From the very first line of the data to the line containing "const outTris = [264, 427, 590];", retype everything exactly, leaving the pictures behind.
###
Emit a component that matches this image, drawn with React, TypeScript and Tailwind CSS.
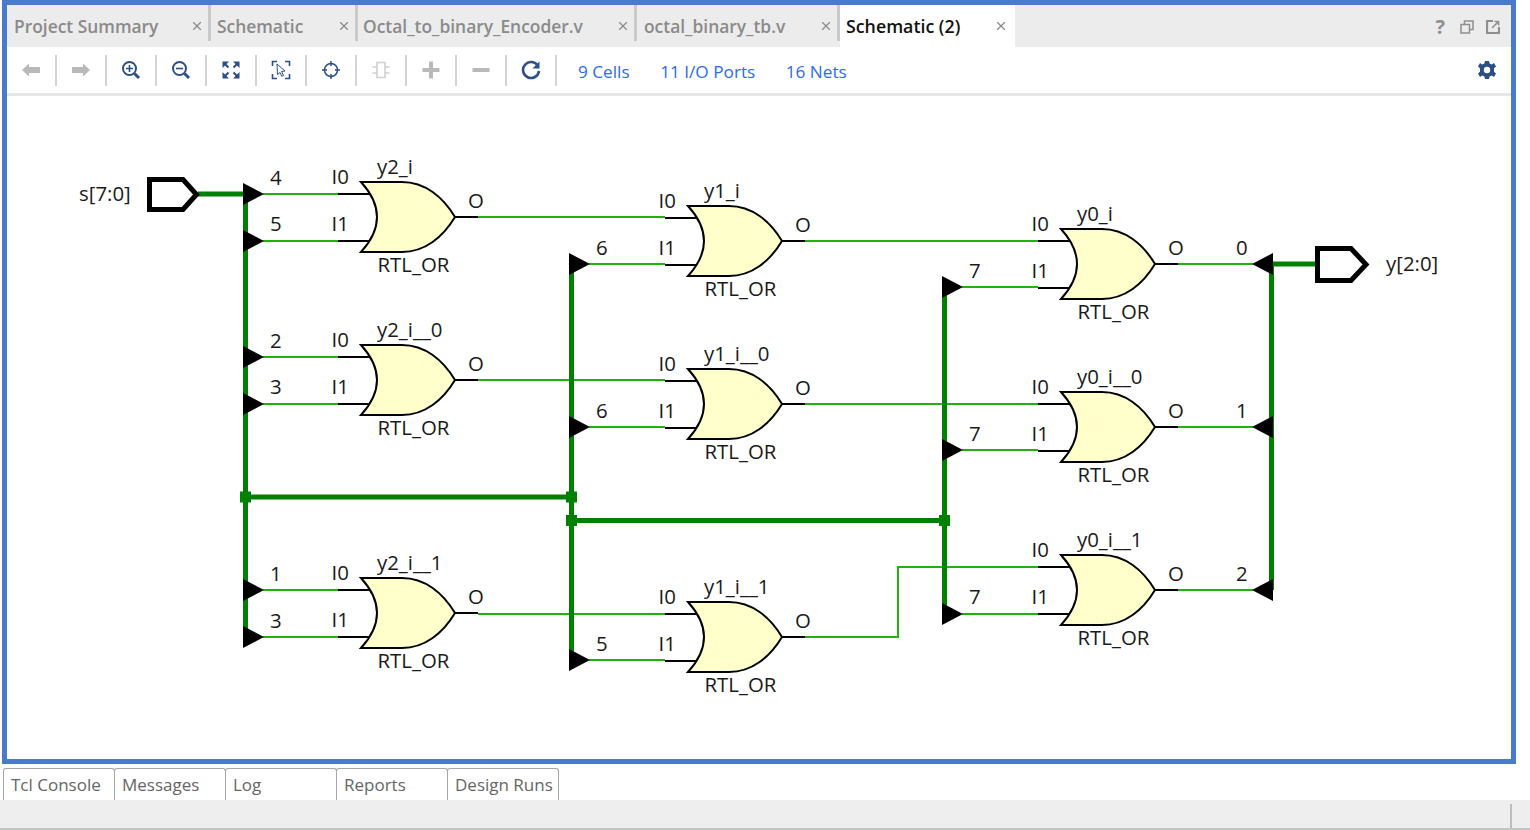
import type { ReactNode } from "react";
import { X } from "lucide-react";

const font = "font-['Open_Sans','Noto_Sans',sans-serif]";

const topTabs = [
  { label: "Project Summary", width: "w-[204px] pl-[7px]" },
  { label: "Schematic", width: "w-[147px] pl-[6px]" },
  { label: "Octal_to_binary_Encoder.v", width: "w-[279px] pl-[5px]" },
  { label: "octal_binary_tb.v", width: "w-[203px] pl-[7px]" },
];

const bottomTabs = ["Tcl Console", "Messages", "Log", "Reports", "Design Runs"];

const gates = [
  { name: "y2_i", x: 0, y: 0 },
  { name: "y2_i__0", x: 0, y: 163 },
  { name: "y2_i__1", x: 0, y: 396 },
  { name: "y1_i", x: 327, y: 24 },
  { name: "y1_i__0", x: 327, y: 187 },
  { name: "y1_i__1", x: 327, y: 420 },
  { name: "y0_i", x: 700, y: 47 },
  { name: "y0_i__0", x: 700, y: 210 },
  { name: "y0_i__1", x: 700, y: 373 },
];

const thin = "#22b20f";
const thick = "#008000";

// thin nets, in page coordinates
const nets = [
  "M263 194H338", "M263 241H338", "M263 357H338", "M263 404H338", "M263 590H338", "M263 637H338",
  "M478 217H665", "M478 380H665", "M478 614H665",
  "M589 264H665", "M589 427H665", "M589 660H665",
  "M805 241H1038", "M805 404H1038", "M805 637H898V567H1038",
  "M962 287H1038", "M962 450H1038", "M962 614H1038",
  "M1178 264H1253", "M1178 427H1253", "M1178 590H1253",
];

const buses = [
  "M198 194H245.5", "M245.5 194V637", "M245.5 497H571.5", "M571.5 264V660",
  "M571.5 520.5H944.5", "M944.5 287V614", "M1271.5 264V590", "M1271.5 264H1316",
];

const inTris = [
  [243, 194], [243, 241], [243, 357], [243, 404], [243, 590], [243, 637],
  [569, 264], [569, 427], [569, 660],
  [942, 287], [942, 450], [942, 614],
];

const outTris = [264, 427, 590];

const labels: [string, number, number][] = [
  ["4", 270, 185], ["5", 270, 231], ["2", 270, 348], ["3", 270, 394], ["1", 270, 581], ["3", 270, 628],
  ["6", 596, 255], ["6", 596, 418], ["5", 596, 651],
  ["7", 969, 278], ["7", 969, 441], ["7", 969, 604],
  ["0", 1236, 255], ["1", 1236, 418], ["2", 1236, 581],
  ["s[7:0]", 79, 201], ["y[2:0]", 1386, 271],
];

function Gate({ name, x, y }: { name: string; x: number; y: number }) {
  return (
    <g transform={`translate(${x} ${y})`}>
      <path d="M338 194H372M338 241H372M455 217H478" stroke="#000" strokeWidth="2" fill="none" />
      <path
        d="M361 182H402C425 182 443 197 455 217C443 237 425 252 402 252H361C372 240 377 229 377 217C377 205 372 194 361 182Z"
        fill="#ffffcc"
        stroke="#000"
        strokeWidth="2"
      />
      <text x="331.5" y="184">I0</text>
      <text x="331.5" y="231">I1</text>
      <text x="468" y="208">O</text>
      <text x="377" y="174">{name}</text>
      <text x="377.5" y="272">RTL_OR</text>
    </g>
  );
}

function Schematic() {
  return (
    <svg viewBox="7 96 1504 663" className="block w-[1504px] h-[663px]" fontSize="20.4" fill="#1a1a1a">
      {nets.map((d) => (
        <path key={d} d={d} stroke={thin} strokeWidth="2" fill="none" />
      ))}
      {buses.map((d) => (
        <path key={d} d={d} stroke={thick} strokeWidth="5" fill="none" />
      ))}
      {[[245.5, 497], [571.5, 497], [571.5, 520.5], [944.5, 520.5]].map(([cx, cy]) => (
        <rect key={`${cx}-${cy}`} x={cx - 5.5} y={cy - 5.5} width="11" height="11" fill={thick} />
      ))}
      {inTris.map(([tx, ty]) => (
        <path key={`${tx}-${ty}`} d={`M${tx} ${ty - 11}L${tx + 21} ${ty}L${tx} ${ty + 11}Z`} fill="#000" />
      ))}
      {outTris.map((ty) => (
        <path key={ty} d={`M1273 ${ty - 11}L1252 ${ty}L1273 ${ty + 11}Z`} fill="#000" />
      ))}
      <path d="M149.5 179.5H183L196.5 194.5L183 209.5H149.5Z" fill="#fff" stroke="#000" strokeWidth="5" />
      <path d="M1317.5 248.5H1351L1366 264.5L1351 280.5H1317.5Z" fill="#fff" stroke="#000" strokeWidth="5" />
      {gates.map((g) => (
        <Gate key={g.name} {...g} />
      ))}
      {labels.map(([t, x, y]) => (
        <text key={`${t}-${x}-${y}`} x={x} y={y}>
          {t}
        </text>
      ))}
    </svg>
  );
}

function ToolIcon({ children }: { children: ReactNode }) {
  return (
    <div className="flex w-[50px] h-[31px] items-center justify-center border-r-2 border-[#d4d4d4]">
      <svg viewBox="0 0 20 20" className="w-5 h-5">
        {children}
      </svg>
    </div>
  );
}

const navy = "#2d4f87";
const dim = "#b9b9b9";

function Toolbar() {
  return (
    <div className="flex h-[46px] items-center bg-white">
      <div className="flex items-center">
        <ToolIcon>
          <path d="M1 10L8 3.5V7H19V13H8V16.5Z" fill={dim} />
        </ToolIcon>
        <ToolIcon>
          <path d="M19 10L12 3.5V7H1V13H12V16.5Z" fill={dim} />
        </ToolIcon>
        <ToolIcon>
          <circle cx="8.5" cy="8.5" r="6.5" fill="none" stroke={navy} strokeWidth="2" />
          <path d="M8.5 5V12M5 8.5H12" stroke={navy} strokeWidth="1.6" />
          <path d="M13.5 13.5L18 18" stroke={navy} strokeWidth="3" />
        </ToolIcon>
        <ToolIcon>
          <circle cx="8.5" cy="8.5" r="6.5" fill="none" stroke={navy} strokeWidth="2" />
          <path d="M5 8.5H12" stroke={navy} strokeWidth="1.6" />
          <path d="M13.5 13.5L18 18" stroke={navy} strokeWidth="3" />
        </ToolIcon>
        <ToolIcon>
          <path d="M1.5 1.5H8L1.5 8ZM18.5 1.5V8L12 1.5ZM1.5 18.5V12L8 18.5ZM18.5 18.5H12L18.5 12Z" fill={navy} />
          <path d="M3.5 3.5L7.5 7.5M16.5 3.5L12.5 7.5M3.5 16.5L7.5 12.5M16.5 16.5L12.5 12.5" stroke={navy} strokeWidth="2" />
        </ToolIcon>
        <ToolIcon>
          <path d="M1.5 6V1.5H6M14 1.5H18.5V6M1.5 14V18.5H6M14 18.5H18.5V14" fill="none" stroke={navy} strokeWidth="1.6" />
          <path d="M6 4L14 11L10.5 11.5L12.5 15.5L10.8 16.3L9 12.5L6.5 14.5Z" fill="#fff" stroke={navy} strokeWidth="1" />
        </ToolIcon>
        <ToolIcon>
          <circle cx="10" cy="10" r="6.5" fill="none" stroke={navy} strokeWidth="1.5" />
          <path d="M10 1V6M10 14V19M1 10H6M14 10H19" stroke={navy} strokeWidth="1.5" />
        </ToolIcon>
        <ToolIcon>
          <path d="M6 2.5H14V17.5H6ZM1.5 7H6M1.5 13H6M14 7H18.5M14 13H18.5" fill="none" stroke="#d0d0d0" strokeWidth="1.6" />
        </ToolIcon>
        <ToolIcon>
          <path d="M10 1.5V18.5M1.5 10H18.5" stroke={dim} strokeWidth="4" />
        </ToolIcon>
        <ToolIcon>
          <path d="M1.5 10H18.5" stroke={dim} strokeWidth="4" />
        </ToolIcon>
        <ToolIcon>
          <path d="M17 6A8 8 0 1 0 18 11" fill="none" stroke={navy} strokeWidth="2.6" />
          <path d="M18.5 1.5V8.5H11.5Z" fill={navy} />
        </ToolIcon>
      </div>
      <div className="flex ml-[21px] mt-[3px] gap-[30.5px] text-[17.2px] text-[#2b6cf0]">
        <span>9 Cells</span>
        <span>11 I/O Ports</span>
        <span>16 Nets</span>
      </div>
      <svg viewBox="0 0 20 20" className="ml-auto mr-[14px] w-[20px] h-[20px]">
        <path
          d="M8 1H12L12.6 3.6L14.8 4.5L17 3L19 6.4L17 8.2V11.8L19 13.6L17 17L14.8 15.5L12.6 16.4L12 19H8L7.4 16.4L5.2 15.5L3 17L1 13.6L3 11.8V8.2L1 6.4L3 3L5.2 4.5L7.4 3.6Z"
          fill={navy}
        />
        <circle cx="10" cy="10" r="3.2" fill="#fff" />
      </svg>
    </div>
  );
}

export default function App() {
  return (
    <div className={`w-[1530px] h-[830px] bg-white overflow-hidden flex flex-col ${font}`}>
      <div className="ml-[2px] w-[1514px] h-[764px] border-[5px] border-[#4a7acb] flex flex-col shrink-0">
        <div className="flex h-[42px] bg-[#ececec] shrink-0">
          {topTabs.map((t) => (
            <div
              key={t.label}
              className={`${t.width} h-[36px] flex items-center justify-between pr-[4px] border-r-[3px] border-[#c9c9c9] font-semibold text-[17.4px] text-[#8a8a8a]`}
            >
              <span className="mt-[7px]">{t.label}</span>
              <X className="w-[14px] h-[14px] mt-[6px]" strokeWidth={2} />
            </div>
          ))}
          <div className="w-[175px] flex items-center justify-between pl-[6px] pr-[7px] bg-white font-semibold text-[17.8px] text-[#111]">
            <span className="mt-[1px]">Schematic (2)</span>
            <X className="w-[14px] h-[14px] text-[#8a8a8a]" strokeWidth={2} />
          </div>
          <div className="ml-auto flex items-center gap-[12px] pr-[11px] text-[#8f8f8f]">
            <span className="font-bold text-[20px] mt-[2px] mr-[3px]">?</span>
            <svg viewBox="0 0 14 14" className="w-[14px] h-[14px] mt-[2px]">
              <path d="M4.5 4V1H13V9.5H10M1 4.5H9.5V13H1Z" fill="none" stroke="currentColor" strokeWidth="1.5" />
            </svg>
            <svg viewBox="0 0 14 14" className="w-[14px] h-[14px] mt-[2px]">
              <path d="M7 1H1V13H13V7" fill="none" stroke="currentColor" strokeWidth="2.2" />
              <path d="M6 8L12 2M8.5 1.5H12.5V5.5" fill="none" stroke="currentColor" strokeWidth="1.6" />
            </svg>
          </div>
        </div>
        <Toolbar />
        <div className="h-[3px] bg-[#e6e6e6] shrink-0" />
        <Schematic />
      </div>
      <div className="flex ml-[3px] mt-[4px] h-[32px] shrink-0">
        {bottomTabs.map((t) => (
          <div
            key={t}
            className="w-[112px] -mr-px px-[7px] pt-[3px] border border-b-0 border-[#a6a6a6] rounded-t-[3px] text-[17px] text-[#666] whitespace-nowrap overflow-hidden"
          >
            {t}
          </div>
        ))}
      </div>
      <div className="flex-1 flex justify-end pt-[4px] bg-[#eeeeee] border-b-2 border-[#c4c4c4]">
        <div className="w-[2px] mr-[18px] bg-[#bdbdbd]" />
      </div>
    </div>
  );
}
###
## Result of this exercise:
Emit a component that matches this image, drawn with React, TypeScript and Tailwind CSS.
import type { ReactNode } from "react";
import { X } from "lucide-react";

const font = "font-['Open_Sans','Noto_Sans',sans-serif]";

const topTabs = [
  { label: "Project Summary", width: "w-[204px] pl-[7px]" },
  { label: "Schematic", width: "w-[147px] pl-[6px]" },
  { label: "Octal_to_binary_Encoder.v", width: "w-[279px] pl-[5px]" },
  { label: "octal_binary_tb.v", width: "w-[203px] pl-[7px]" },
];

const bottomTabs = ["Tcl Console", "Messages", "Log", "Reports", "Design Runs"];

const gates = [
  { name: "y2_i", x: 0, y: 0 },
  { name: "y2_i__0", x: 0, y: 163 },
  { name: "y2_i__1", x: 0, y: 396 },
  { name: "y1_i", x: 327, y: 24 },
  { name: "y1_i__0", x: 327, y: 187 },
  { name: "y1_i__1", x: 327, y: 420 },
  { name: "y0_i", x: 700, y: 47 },
  { name: "y0_i__0", x: 700, y: 210 },
  { name: "y0_i__1", x: 700, y: 373 },
];

const thin = "#22b20f";
const thick = "#008000";

// thin nets, in page coordinates
const nets = [
  "M263 194H338", "M263 241H338", "M263 357H338", "M263 404H338", "M263 590H338", "M263 637H338",
  "M478 217H665", "M478 380H665", "M478 614H665",
  "M589 264H665", "M589 427H665", "M589 660H665",
  "M805 241H1038", "M805 404H1038", "M805 637H898V567H1038",
  "M962 287H1038", "M962 450H1038", "M962 614H1038",
  "M1178 264H1253", "M1178 427H1253", "M1178 590H1253",
];

const buses = [
  "M198 194H245.5", "M245.5 194V637", "M245.5 497H571.5", "M571.5 264V660",
  "M571.5 520.5H944.5", "M944.5 287V614", "M1271.5 264V590", "M1271.5 264H1316",
];

const inTris = [
  [243, 194], [243, 241], [243, 357], [243, 404], [243, 590], [243, 637],
  [569, 264], [569, 427], [569, 660],
  [942, 287], [942, 450], [942, 614],
];

const outTris = [264, 427, 590];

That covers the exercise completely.